More hard landscaping
Gee, some plants would be good.
Well we aren’t at that stage yet, so don’t get your hopes up for anything green.
Have some mulch instead. Lots and lots and lots of lovely mulch.
And a tree. A huge beech tree. Yes last time I wrote I was gazing lovingly at that huge pile of beech cut down and stacked on the road.
Too heavy to lift. So Hooman cut the enormous discs into bite sized chunks while I was away with my loads of bricks.
And we loaded the car together. Me marvelling that he would call these huge boulders bite-sized. And trying not to think about my aching back. And gushingly grateful at his kindness. And wondering what on earth I will do with them.
Actually I have an idea. But first I had to sneak them onto the plot.
No parking close to the gardens, it was a long and very slog. And with the added frisson of the parking police.
The pieces are going to go in the central circle of the garden. Possibly in the form of a curving low wall. But they are so heavy to shift that all I could do was heave them into place and hope for inspiration next month when I recover from the effort. It’s like a jigsaw puzzle but one I can’t lift. Sure could do with Nicolas the French wall builder coming by on a flying carpet right now.
But if I can’t shift logs, I can do another permaculture bed. That’s progress. Here is the action sequence. Weed the plot, dig out the base and put aside. Place the first layer of logs (I didn’t have enough) and sticks. Then the layer of dried matter, a few bits of looted cardboard. Stamp down. Pile on the soil. Stamp down again. Mulch.
And then spend the rest of the afternoon playing with the bricks.
I have a fox or a small dog who is enjoying the mulch as much as me.
There is digging. There is flinging stuff about.
So I ended the day grubbing about my stock behind the giant rose bush (a place for all mess) for old chicken wire to drape over the new permaculture beds.
Until I get things planted up I suspect it will be a battle to keep it this neat.
7th October 2018 @ 7:06 am
You sure are a glutton for punishing yourself, Lindy,
but admirable! Too hard to forgo the pleasure of donated wood chunks, available bricks etc.
Today at the community garden it mostly rained, a most unusual thing. We have had about 75ml over the past 4 days – I am not complaining. Desperately needed. So when I finally retreated home everything I had on was wet and clammy. Great.
Those bright daisy like low growing flowers, yellow and orange mostly, that we saw while evaluating Clontarf gardens, are gazanias. I knew there was a z in there somewhere but not as the initial letter as I thought. Very bright and hardy plants, requiring little attention here.
I’m sure you’ll be finding much to entertain yourself with in the French garden soon.

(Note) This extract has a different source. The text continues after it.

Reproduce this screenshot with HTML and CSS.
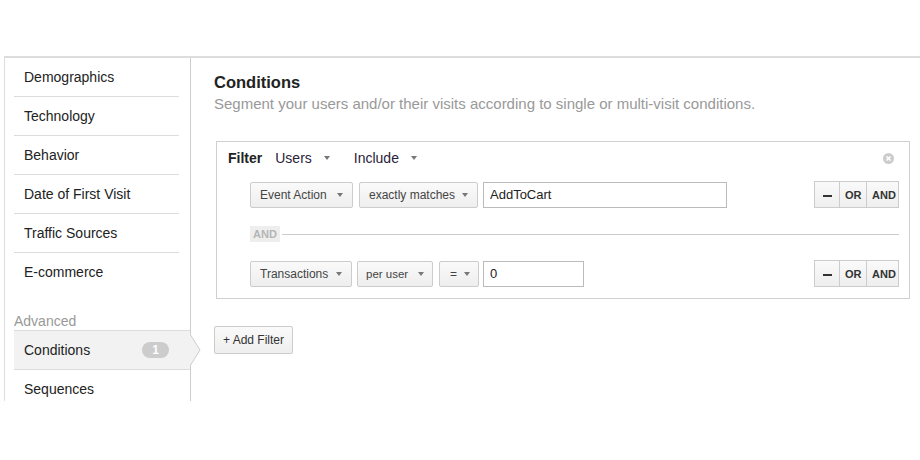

8th October 2018 @ 10:35 am
Gazanias, of course! the ones here in Europe are overbed top heavy monsters. I’ve never seen them as they should be (South Afrian?) low growing like that. so pleased you had a drenching. Well, the garden, not you. I’m back out to France tomorrow and yearning to stomp about and see what is left in the vegetable garden, and whether the wasps have left me any figs.